═══ Source data

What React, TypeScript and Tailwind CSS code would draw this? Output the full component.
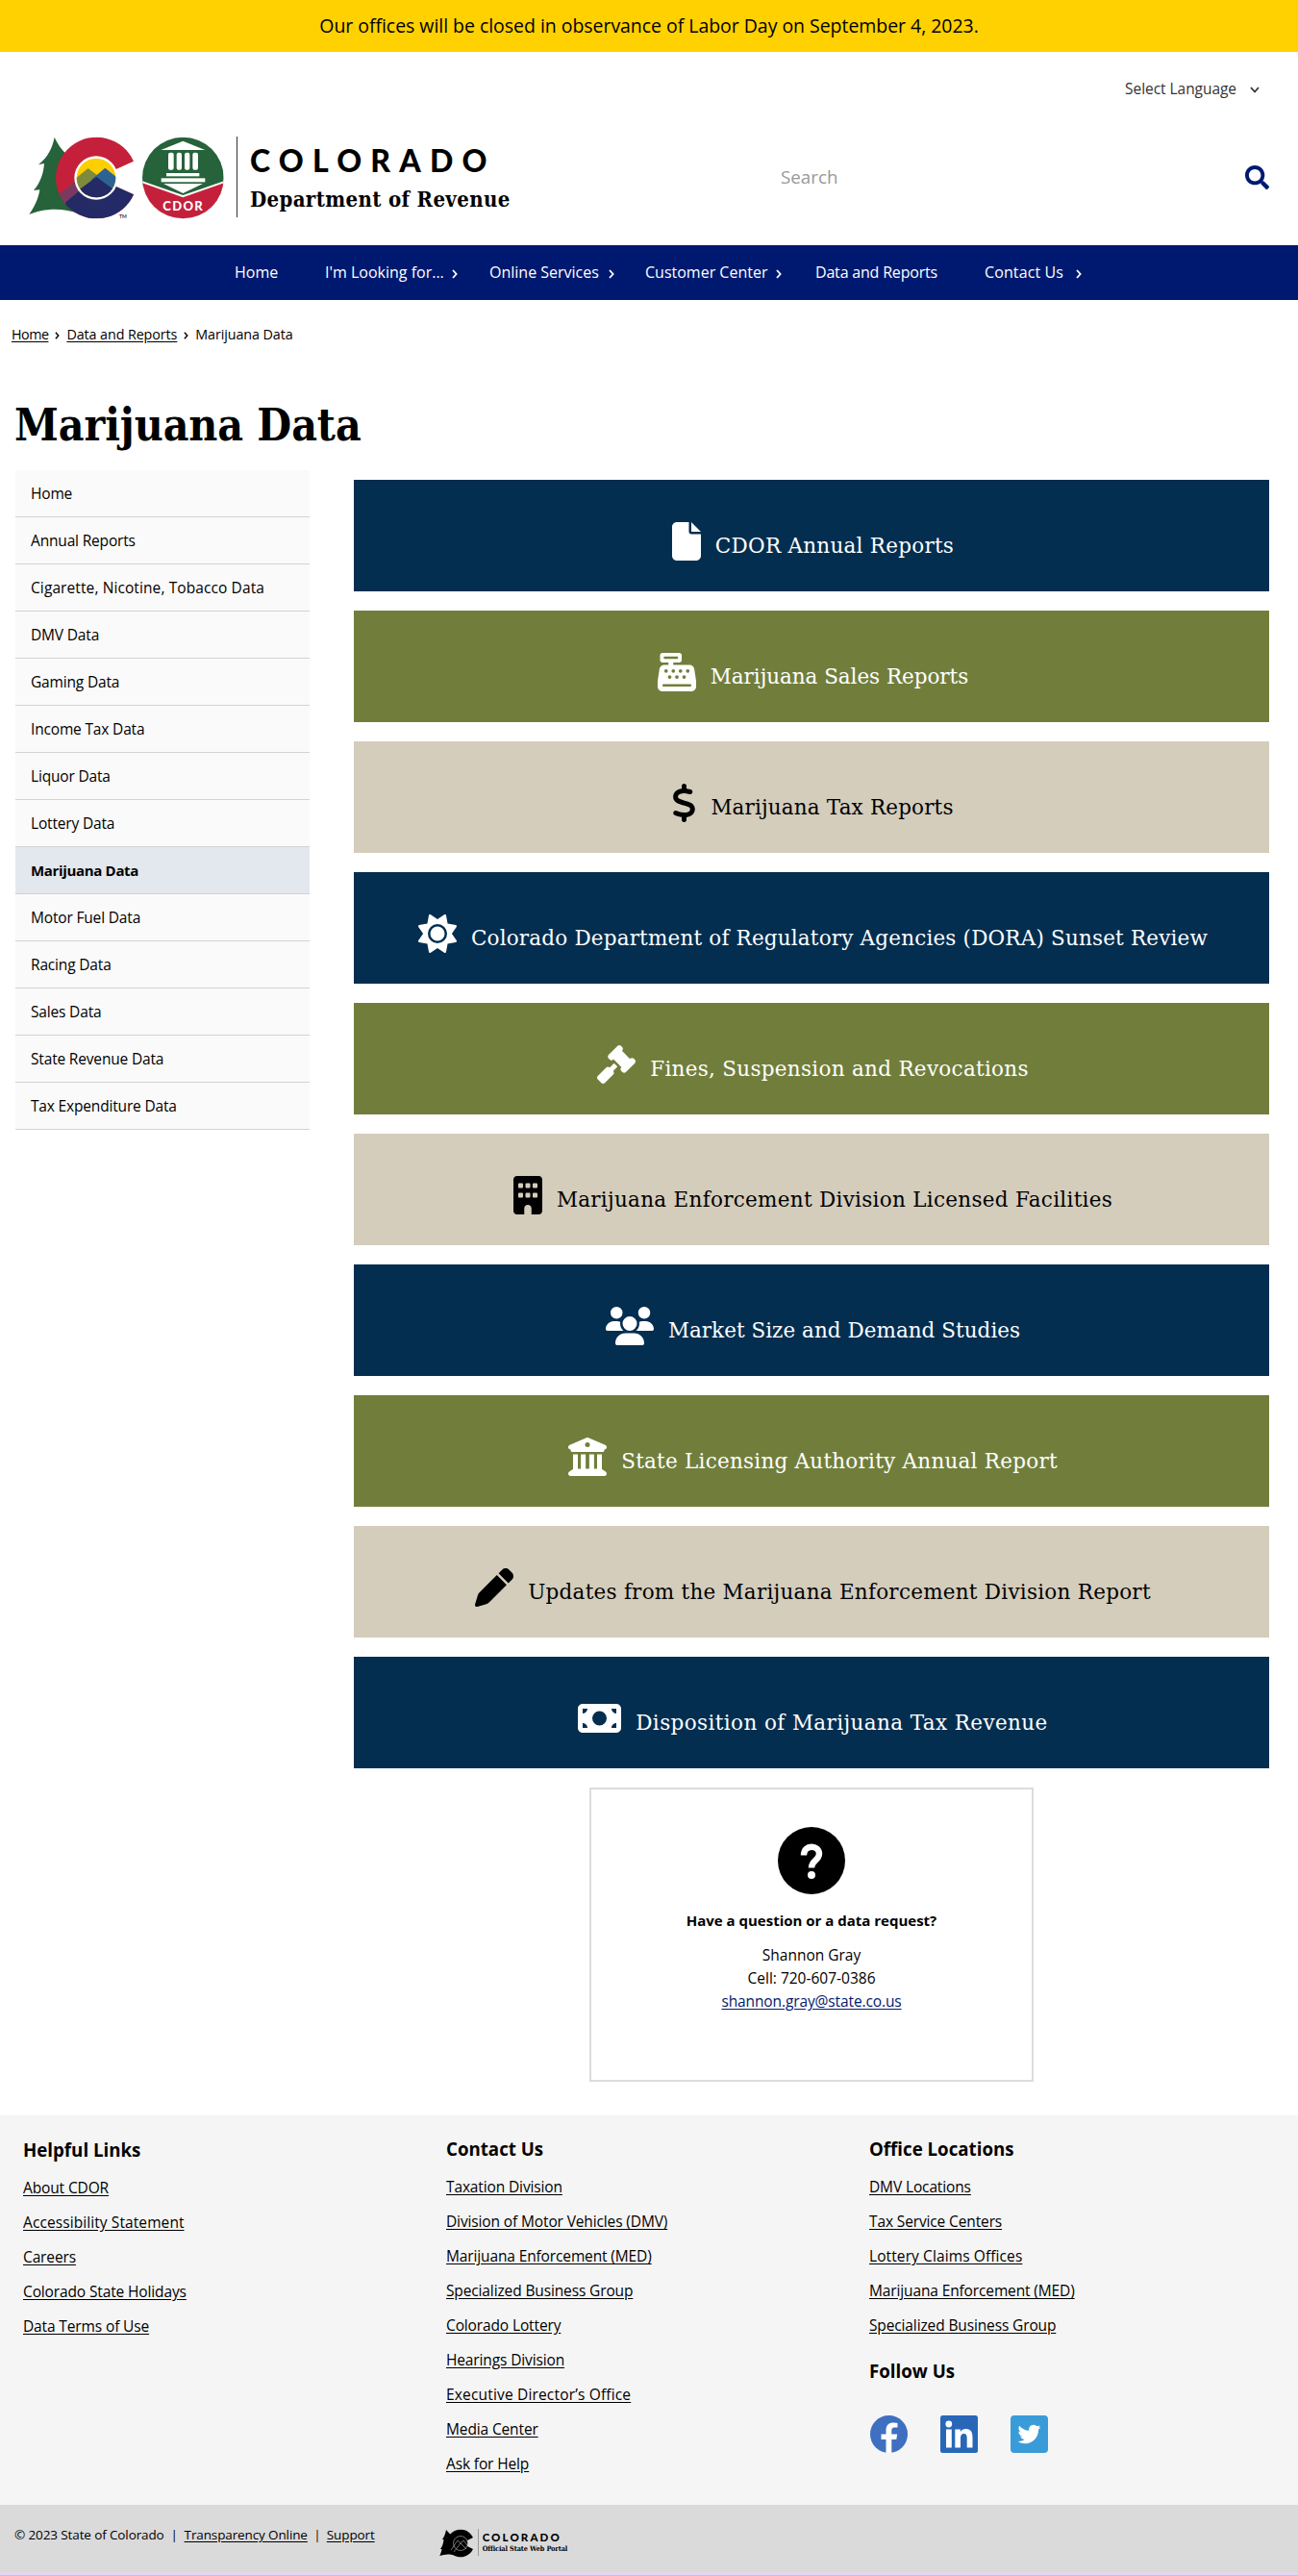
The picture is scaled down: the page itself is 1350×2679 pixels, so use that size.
import type { ReactNode } from "react";
import {
  FaBuilding,
  FaBuildingColumns,
  FaCashRegister,
  FaDollarSign,
  FaFile,
  FaGavel,
  FaMoneyBill,
  FaPen,
  FaSun,
  FaUsers,
} from "react-icons/fa6";
import { FaSearch } from "react-icons/fa";

function Chevron({ className, down = false }: { className: string; down?: boolean }) {
  return (
    <svg viewBox="0 0 6 10" className={className} fill="none" stroke="currentColor" strokeWidth="1.8">
      {down ? <path d="M-1 3l4 4.5L7 3" /> : <path d="M1 1l3.6 4L1 9" />}
    </svg>
  );
}

function ColoradoLogo() {
  return (
    <svg viewBox="30 36 612 260" className="h-[86.7px] w-[204px] shrink-0">
      <defs>
        <clipPath id="c-outer">
          <path d="M357 113A127 127 0 1 0 357 217L302 192V138Z" />
        </clipPath>
        <clipPath id="c-inner">
          <circle cx="240" cy="165" r="61" />
        </clipPath>
        <clipPath id="badge">
          <circle cx="511" cy="165" r="127" />
        </clipPath>
      </defs>
      <path
        d="M110 38C104 68 92 98 60 124L78 120C76 150 66 180 45 204L64 202C60 230 46 258 31 279C70 262 130 254 192 278L240 165L148 90C134 80 120 60 110 38Z"
        fill="#26623a"
      />
      <g clipPath="url(#c-outer)">
        <rect x="100" y="30" width="270" height="270" fill="#c5203b" />
        <path d="M110 228L185 168L210 200L150 246L130 260Z" fill="#7a3a60" />
        <path d="M145 241L190 203L250 160L380 190V300H140Z" fill="#242a66" />
      </g>
      <circle cx="240" cy="165" r="68" fill="#fff" />
      <g clipPath="url(#c-inner)">
        <rect x="170" y="95" width="140" height="140" fill="#fccf03" />
        <path d="M160 180L215 135L250 162L200 230H160Z" fill="#7f8b3c" />
        <path d="M225 170L268 134L320 176V230H240Z" fill="#2d6293" />
        <path d="M160 232L191 199L241 162L291 199L320 232L280 260H200Z" fill="#242a66" />
      </g>
      <text x="312" y="290" fontSize="15" fontWeight="700" fill="#333" fontFamily="Lato, sans-serif">
        TM
      </text>
      <g clipPath="url(#badge)">
        <rect x="384" y="38" width="254" height="254" fill="#26623a" />
        <path d="M370 170L511 219L652 170V300H370Z" fill="#fff" />
        <path d="M370 176L511 226L652 176V300H370Z" fill="#c5203b" />
      </g>
      <g fill="#fff">
        <path d="M442 78L511 50L580 78Z" />
        <rect x="465" y="86" width="17" height="54" rx="6" />
        <rect x="491" y="86" width="16" height="54" rx="6" />
        <rect x="516" y="86" width="16" height="54" rx="6" />
        <rect x="541" y="86" width="17" height="54" rx="6" />
        <rect x="459" y="150" width="103" height="10" />
        <rect x="443" y="166" width="137" height="12" />
        <path d="M450 183H573L511 213Z" />
        <text
          x="512"
          y="267"
          fontSize="39"
          fontWeight="900"
          textAnchor="middle"
          letterSpacing="4"
          fontFamily="Lato, sans-serif"
        >
          CDOR
        </text>
      </g>
    </svg>
  );
}

function PortalMark() {
  return (
    <svg viewBox="0 0 36 30" className="h-[30px] w-[36px]">
      <path d="M7 1C6 6 4.500 9 3 11H4.500C4 16 2.500 19 1 21H2.500C2 24 1 27 0 28C6 26 12 26 17 28L20 15Z" />
      <path d="M35 9A14.300 14.300 0 1 0 35 21L29 18V12Z" />
      <circle cx="22" cy="15" r="7.500" fill="#000" stroke="#bbb" strokeWidth="0.600" />
      <path d="M12 22L19 12L22 15L25 12L29 17M15 24L22 15L28 21" fill="none" stroke="#bbb" strokeWidth="0.600" />
    </svg>
  );
}

const nav = [
  { label: "Home", box: "w-[94px]", gap: "" },
  { label: "I'm Looking for...", box: "w-[171px]", gap: "ml-[8px]" },
  { label: "Online Services", box: "w-[162px]", gap: "ml-[10px]" },
  { label: "Customer Center", box: "w-[177px]", gap: "ml-[9px]" },
  { label: "Data and Reports", box: "w-[176px] tracking-[-0.19px]", gap: "" },
  { label: "Contact Us", box: "tracking-[0.11px]", gap: "ml-[13px]" },
];

const sideLinks = [
  "Home",
  "Annual Reports",
  "Cigarette, Nicotine, Tobacco Data",
  "DMV Data",
  "Gaming Data",
  "Income Tax Data",
  "Liquor Data",
  "Lottery Data",
  "Marijuana Data",
  "Motor Fuel Data",
  "Racing Data",
  "Sales Data",
  "State Revenue Data",
  "Tax Expenditure Data",
];

const navy = "bg-[#032e50] text-white";
const olive = "bg-[#717e3b] text-white";
const sand = "bg-[#d4cdbc] text-black";

const reports: { label: string; tone: string; track: string; icon: ReactNode }[] = [
  { label: "CDOR Annual Reports", tone: navy, track: "tracking-[0.25px]", icon: <FaFile className="h-10 w-[30px]" /> },
  { label: "Marijuana Sales Reports", tone: olive, track: "tracking-[-0.05px]", icon: <FaCashRegister className="size-10" /> },
  { label: "Marijuana Tax Reports", tone: sand, track: "tracking-[0.16px]", icon: <FaDollarSign className="h-10 w-[25px]" /> },
  {
    label: "Colorado Department of Regulatory Agencies (DORA) Sunset Review",
    tone: navy,
    track: "tracking-[0.18px]",
    icon: <FaSun className="size-10" />,
  },
  { label: "Fines, Suspension and Revocations", tone: olive, track: "tracking-[0.29px]", icon: <FaGavel className="size-10" /> },
  {
    label: "Marijuana Enforcement Division Licensed Facilities",
    tone: sand,
    track: "tracking-[0.29px]",
    icon: <FaBuilding className="h-10 w-[30px]" />,
  },
  { label: "Market Size and Demand Studies", tone: navy, track: "tracking-[0.03px]", icon: <FaUsers className="h-10 w-[50px]" /> },
  {
    label: "State Licensing Authority Annual Report",
    tone: olive,
    track: "tracking-[0.24px]",
    icon: <FaBuildingColumns className="size-10" />,
  },
  {
    label: "Updates from the Marijuana Enforcement Division Report",
    tone: sand,
    track: "tracking-[0.25px]",
    icon: <FaPen className="size-10" />,
  },
  {
    label: "Disposition of Marijuana Tax Revenue",
    tone: navy,
    track: "tracking-[0.4px]",
    icon: <FaMoneyBill className="h-10 w-[45px]" />,
  },
];

const helpful = ["About CDOR", "Accessibility Statement", "Careers", "Colorado State Holidays", "Data Terms of Use"];
const contact = [
  "Taxation Division",
  "Division of Motor Vehicles (DMV)",
  "Marijuana Enforcement (MED)",
  "Specialized Business Group",
  "Colorado Lottery",
  "Hearings Division",
  "Executive Director’s Office",
  "Media Center",
  "Ask for Help",
];
const offices = [
  "DMV Locations",
  "Tax Service Centers",
  "Lottery Claims Offices",
  "Marijuana Enforcement (MED)",
  "Specialized Business Group",
];

const linkTracking: Record<string, string> = {
  "Accessibility Statement": "tracking-[0.09px]",
  "Executive Director’s Office": "tracking-[0.17px]",
  "Lottery Claims Offices": "tracking-[0.1px]",
};

function FooterHeading({ children }: { children: ReactNode }) {
  return <h2 className="text-[18.700px] leading-7 font-bold">{children}</h2>;
}

function FooterLinks({ items }: { items: string[] }) {
  return (
    <ul className="mt-[7px] text-[15.5px] tracking-[-0.13px]">
      {items.map((item) => (
        <li key={item} className="h-9 leading-9">
          <a className={"underline underline-offset-2 " + (linkTracking[item] ?? "")}>{item}</a>
        </li>
      ))}
    </ul>
  );
}

export default function App() {
  return (
    <div className="flex h-[2679px] w-[1350px] flex-col overflow-hidden bg-white font-['Open_Sans',sans-serif] text-[15.5px] whitespace-nowrap text-black">
      <div className="flex h-[54px] items-center justify-center bg-[#ffd100] text-[19.5px] tracking-[-0.04px]">
        Our offices will be closed in observance of Labor Day on September 4, 2023.
      </div>

      <header className="flex h-[201px] justify-between pr-[30px] pl-[30px]">
        <div className="flex items-start pt-[88px]">
          <ColoradoLogo />
          <div className="ml-[12px] flex h-[84px] flex-col border-l border-[#333] pt-px pl-[13px]">
            <span className="mt-[6px] font-['Lato',sans-serif] text-[32px] leading-9 font-black tracking-[9.2px]">
              COLORADO
            </span>
            <span className="mt-[6px] font-['DejaVu_Serif_Condensed','DejaVu_Serif',serif] text-[22px] leading-8 font-bold tracking-[0.36px] [font-stretch:condensed]">
              Department of Revenue
            </span>
          </div>
        </div>
        <div className="flex w-[509px] flex-col">
          <button className="mt-[27px] mr-[10px] flex items-center self-end text-[#333]">
            <span className="tracking-[-0.05px]">Select Language</span>
            <Chevron down className="ml-[14px] h-[10px] w-[10px]" />
          </button>
          <div className="mt-[66px] flex items-center justify-between">
            <span className="pl-px text-[18.8px] leading-7 text-[#999]">Search</span>
            <FaSearch className="size-[25px] text-[#001970]" />
          </div>
        </div>
      </header>

      <nav className="flex h-[57px] items-center bg-[#001970] pb-px pl-[244px] text-[16px] text-white">
        {nav.map((item) => (
          <a key={item.label} className={"flex items-center " + item.box}>
            {item.label}
            {item.gap && <Chevron className={"mt-1 h-[10px] w-[6px] " + item.gap} />}
          </a>
        ))}
      </nav>

      <div className="mt-[24px] flex h-6 items-center pl-[12px] text-[14.3px] tracking-[-0.08px]">
        <a className="tracking-[-0.5px] underline underline-offset-2">Home</a>
        <Chevron className="mx-[7px] mt-[2px] h-[8px] w-[5px]" />
        <a className="underline underline-offset-2">Data and Reports</a>
        <Chevron className="mx-[7px] mt-[2px] h-[8px] w-[5px]" />
        <span>Marijuana Data</span>
      </div>

      <h1 className="mt-[48px] pl-[15px] font-['DejaVu_Serif_Condensed','DejaVu_Serif',serif] text-[46px] leading-[68px] font-bold tracking-[-0.1px] [font-stretch:condensed]">
        Marijuana Data
      </h1>

      <main className="mt-[13px] flex pl-[16px]">
        <aside className="w-[306px]">
          <ul>
            {sideLinks.map((item) => (
              <li
                key={item}
                className={
                  item === "Marijuana Data"
                    ? "flex h-[49px] items-center border-b border-[#d3d3d3] bg-[#e3e7ee] pt-px pl-4 text-[15px] font-bold tracking-[-0.33px]"
                    : item.startsWith("Cigarette")
                      ? "flex h-[49px] items-center border-b border-[#d3d3d3] bg-[#fafafa] pt-[2px] pl-4 tracking-[0.1px]"
                      : "flex h-[49px] items-center border-b border-[#d3d3d3] bg-[#fafafa] pt-[2px] pl-4 tracking-[-0.17px]"
                }
              >
                {item}
              </li>
            ))}
          </ul>
        </aside>
        <section className="mt-[10px] ml-[46px] flex w-[952px] flex-col items-center gap-5">
          {reports.map((r) => (
            <a key={r.label} className={"flex h-[116px] w-full items-start justify-center gap-[15px] pt-[44px] pl-[3px] " + r.tone}>
              {r.icon}
              <span className={"mt-[9px] font-['DejaVu_Serif',serif] text-[21.5px] leading-8 " + r.track}>{r.label}</span>
            </a>
          ))}
          <div className="flex h-[306px] w-[462px] flex-col items-center border-2 border-[#dcdcdc] pt-[39px]">
            <svg viewBox="0 0 70 70" className="size-[70px]">
              <circle cx="35" cy="35" r="35" />
              <path
                d="M27 29.500C27 17.500 43 18.500 43 28C43 34.500 35 35 35 42.500"
                fill="none"
                stroke="#fff"
                strokeWidth="6.400"
              />
              <circle cx="35" cy="50" r="4" fill="#fff" />
            </svg>
            <p className="mt-[15px] text-[15px] leading-6 font-bold">Have a question or a data request?</p>
            <p className="mt-3 leading-6">Shannon Gray</p>
            <p className="leading-6">Cell: 720-607-0386</p>
            <a className="leading-6 tracking-[-0.12px] text-[#001970] underline underline-offset-2">shannon.gray@state.co.us</a>
          </div>
        </section>
      </main>

      <footer className="mt-[35px] flex h-[405px] bg-[#f5f5f5] pl-[24px]">
        <div className="w-[440px] pt-[22px]">
          <FooterHeading>Helpful Links</FooterHeading>
          <FooterLinks items={helpful} />
        </div>
        <div className="w-[440px] pt-[21px]">
          <FooterHeading>Contact Us</FooterHeading>
          <FooterLinks items={contact} />
        </div>
        <div className="pt-[21px]">
          <FooterHeading>Office Locations</FooterHeading>
          <FooterLinks items={offices} />
          <div className="mt-[16px]">
            <FooterHeading>Follow Us</FooterHeading>
          </div>
          <div className="mt-[32px] flex gap-[34px] pl-px">
            <svg viewBox="0 0 39 39" className="size-[39px]">
              <circle cx="19.5" cy="19.5" r="19.5" fill="#3f6fc0" />
              <path
                d="M16.500 39V25H11.500V19.500H16.500V15.500C16.500 10 19.500 7.500 24.500 7.500C26 7.500 27.500 7.700 28.500 8V12.500H25.500C23 12.500 22.300 13.800 22.300 16V19.500H28.200L27.300 25H22.300V39Z"
                fill="#fff"
              />
            </svg>
            <svg viewBox="0 0 39 39" className="size-[39px]">
              <rect width="39" height="39" rx="2.500" fill="#2867b8" />
              <g fill="#fff">
                <circle cx="8.800" cy="9" r="3.400" />
                <path d="M6 14.500H11.800V33.500H6ZM15.300 14.500H20.800V17.200C22 15 24.200 14 26.600 14C32 14 33.500 17.700 33.500 23V33.500H27.700V24.200C27.700 21.500 27.300 19 24.600 19C21.800 19 21 21.200 21 24V33.500H15.300Z" />
              </g>
            </svg>
            <svg viewBox="0 0 39 39" className="size-[39px]">
              <rect width="39" height="39" rx="4" fill="#3a9bd9" />
              <svg x="7.500" y="7.500" width="24" height="24" viewBox="0 0 24 24">
                <path
                  d="M23.950 4.570a10 10 0 0 1-2.830.780 4.960 4.960 0 0 0 2.160-2.720c-.950.550-2 .950-3.130 1.180a4.920 4.920 0 0 0-8.380 4.480C7.690 8.090 4.070 6.130 1.640 3.160a4.820 4.820 0 0 0-.670 2.480c0 1.710.870 3.210 2.190 4.100a4.900 4.900 0 0 1-2.230-.620v.060a4.920 4.920 0 0 0 3.950 4.830 5 5 0 0 1-2.210.080 4.940 4.940 0 0 0 4.600 3.420A9.870 9.870 0 0 1 0 19.540a13.990 13.990 0 0 0 7.550 2.210c9.050 0 14-7.500 14-13.980 0-.210 0-.420-.020-.630a9.940 9.940 0 0 0 2.460-2.550z"
                  fill="#fff"
                />
              </svg>
            </svg>
          </div>
        </div>
      </footer>

      <div className="flex h-[70px] items-start bg-[#dadada] pl-[15px] text-[13.5px]">
        <div className="mt-[19px] flex leading-6 tracking-[-0.12px]">
          <span>© 2023 State of Colorado</span>
          <span className="w-[21px] text-center">|</span>
          <a className="underline underline-offset-2">Transparency Online</a>
          <span className="w-[20px] text-center">|</span>
          <a className="underline underline-offset-2">Support</a>
        </div>
        <div className="mt-[25px] ml-[67px] flex">
          <PortalMark />
          <div className="ml-[4px] flex h-[28px] flex-col border-l border-[#999] pl-[4px]">
            <span className="mt-[2px] font-['Lato',sans-serif] text-[11.5px] leading-[13px] font-black tracking-[2.100px]">COLORADO</span>
            <span className="mt-[1px] font-['DejaVu_Serif_Condensed','DejaVu_Serif',serif] text-[7.300px] leading-[9px] font-bold tracking-[-0.1px] [font-stretch:condensed]">
              Official State Web Portal
            </span>
          </div>
        </div>
      </div>
      <div className="h-[3px] bg-[#e4d6ee]" />
      <div className="h-px bg-[#ffd100]" />
    </div>
  );
}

══════

What to do: List all lines in the material containing the string "full".

The solution:
What React, TypeScript and Tailwind CSS code would draw this? Output the full component.
            <a key={r.label} className={"flex h-[116px] w-full items-start justify-center gap-[15px] pt-[44px] pl-[3px] " + r.tone}>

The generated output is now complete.